Sölvi napisał, że ogłoszenia te nie są nielegalne a sama działalność aby została za taką uznana musi zostać sprawdzona przez sąd.
Chcąc sprawdzić te usługi, Sölvi umówił się na jeden z takich masaży, które między innymi reklamują się w gazecie Fréttablaðið.
W swoim artykule napisał, że usługa skupia się na masażu, podczas którego masażystka oraz osoba masowana są nadzy. Jest to masaż całego ciała, który kończy się orgazmem, dodał Sölvi.
Zaznaczył on również, że ważnym elementem jest to aby zmienić stereotyp, który istnieje. Mówi się bowiem, że tego typu usługi są świadczone wyłącznie przez cudzoziemców a w rzeczywistości masaże erotyczne oferuje wiele Islandek.
Rok temu w Islandii, rozpoczęła się akcja wymierzona przeciwko tego typu działalności, w którą bardzo zaangażowała się Policja. Wówczas usługi masażu erotycznego, zostały uznane za równoznaczne z prostytucją. Jednak jak na razie, w kraju brakuje przepisów prawnych, które jednoznacznie określałyby czy masaż erotyczny jest prostytucją czy nie.

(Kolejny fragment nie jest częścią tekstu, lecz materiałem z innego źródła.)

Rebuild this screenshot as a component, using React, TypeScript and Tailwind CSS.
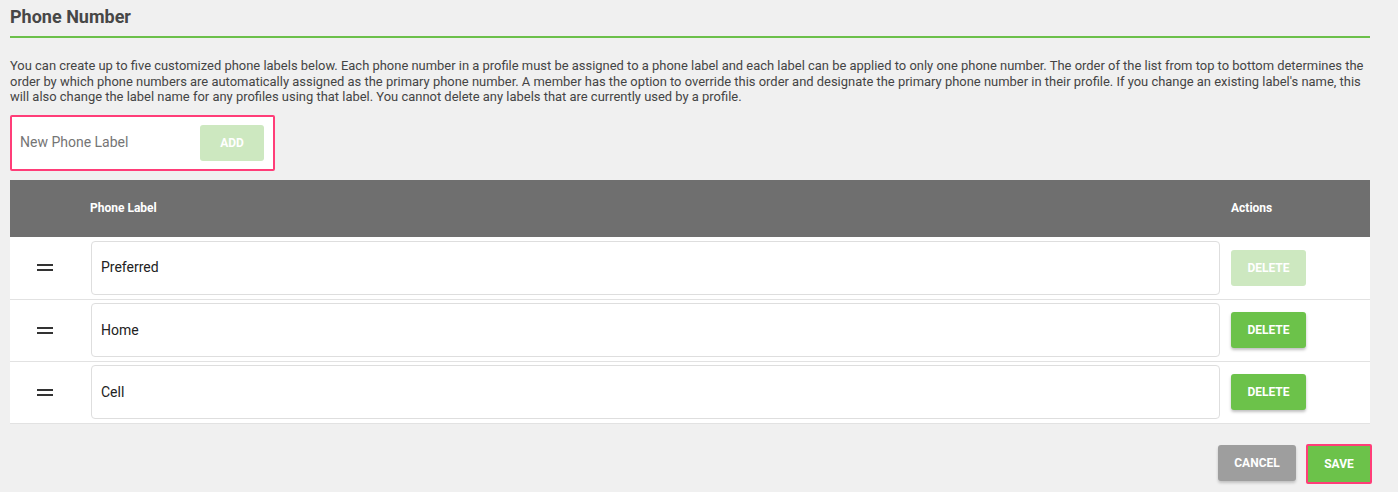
const rows = [
  { label: "Preferred", disabled: true, h: "h-[63px]" },
  { label: "Home", disabled: false, h: "h-[62px]" },
  { label: "Cell", disabled: false, h: "h-[62px]" },
];

function DragHandle() {
  return (
    <div className="flex w-[80px] justify-center">
      <div className="flex w-[16px] flex-col gap-[3px] -ml-[10px]">
        <div className="h-[2px] bg-[#333]" />
        <div className="h-[2px] bg-[#333]" />
      </div>
    </div>
  );
}

export default function App() {
  return (
    <main
      className="min-h-screen w-full bg-[#f0f0f0] text-[#444]"
      style={{ fontFamily: "Roboto, 'Liberation Sans', sans-serif" }}
    >
      <div className="ml-[10px] w-[1360px]">
        <h1 className="pt-[6px] text-[18px] font-bold leading-[22px] text-[#474747]">Phone Number</h1>
        <div className="mt-[8px] h-[2px] bg-[#6cc04a]" />
        <p className="mt-[20px] text-[12.95px] leading-[15.5px] text-[#444]">
          You can create up to five customized phone labels below. Each phone number in a profile must be assigned to a phone label and each label can be applied to only one phone number. The order of the list from top to bottom determines the order by which phone numbers are automatically assigned as the primary phone number. A member has the option to override this order and designate the primary phone number in their profile. If you change an existing label's name, this will also change the label name for any profiles using that label. You cannot delete any labels that are currently used by a profile.
        </p>

        <div className="mt-[10px] flex h-[56px] w-[265px] items-center justify-between rounded-[2px] border-2 border-[#ff3d78] bg-white pl-[8px] pr-[9px]">
          <span className="text-[14px] text-[#757575]">New Phone Label</span>
          <button className="h-[36px] w-[64px] rounded-[3px] bg-[#cde8c0] text-[12px] font-bold text-white">ADD</button>
        </div>

        <div className="mt-[9px]">
          <div className="flex h-[57px] items-center bg-[#6f6f6f] text-[12px] font-bold text-white">
            <div className="w-[80px]" />
            <div className="flex-1">Phone Label</div>
            <div className="w-[139px]">Actions</div>
          </div>
          {rows.map((r) => (
            <div key={r.label} className={`flex ${r.h} items-center border-b border-[#e2e2e2] bg-white`}>
              <DragHandle />
              <div className="ml-[1px] flex h-[54px] flex-1 items-center rounded-[4px] border border-[#dedede] bg-white pl-[9px] text-[14px] text-[#222]">
                {r.label}
              </div>
              <div className="w-[150px] pl-[11px]">
                <button
                  className={
                    r.disabled
                      ? "h-[36px] w-[75px] rounded-[3px] bg-[#cde8c0] text-[12px] font-bold text-white"
                      : "h-[36px] w-[75px] rounded-[3px] bg-[#6cc24a] text-[12px] font-bold text-white shadow-[0_2px_3px_rgba(0,0,0,0.25)]"
                  }
                >
                  DELETE
                </button>
              </div>
            </div>
          ))}
        </div>

        <div className="mt-[20px] flex justify-end gap-[10px] -mr-[2px]">
          <button className="mt-[1px] h-[36px] w-[78px] rounded-[3px] bg-[#9e9e9e] text-[12px] font-bold text-white shadow-[0_2px_3px_rgba(0,0,0,0.2)]">
            CANCEL
          </button>
          <div className="rounded-[2px] border-2 border-[#ff3d78]">
            <button className="h-[36px] w-[62px] bg-[#6cc24a] text-[12px] font-bold text-white">SAVE</button>
          </div>
        </div>
      </div>
    </main>
  );
}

„Prawnicy, parlamentarzyści oraz przedstawiciele Centrum Stígamót, z którymi rozmawiałem nie potrafili mi odpowiedzieć na pytanie czy masaż erotyczny jest prostytucją, czy nie” napisał Sölvi Tryggvason. Na koniec dodał on: „myślę, że rozstrzygnięcie tej sprawy możliwe jest jedynie w sądzie”.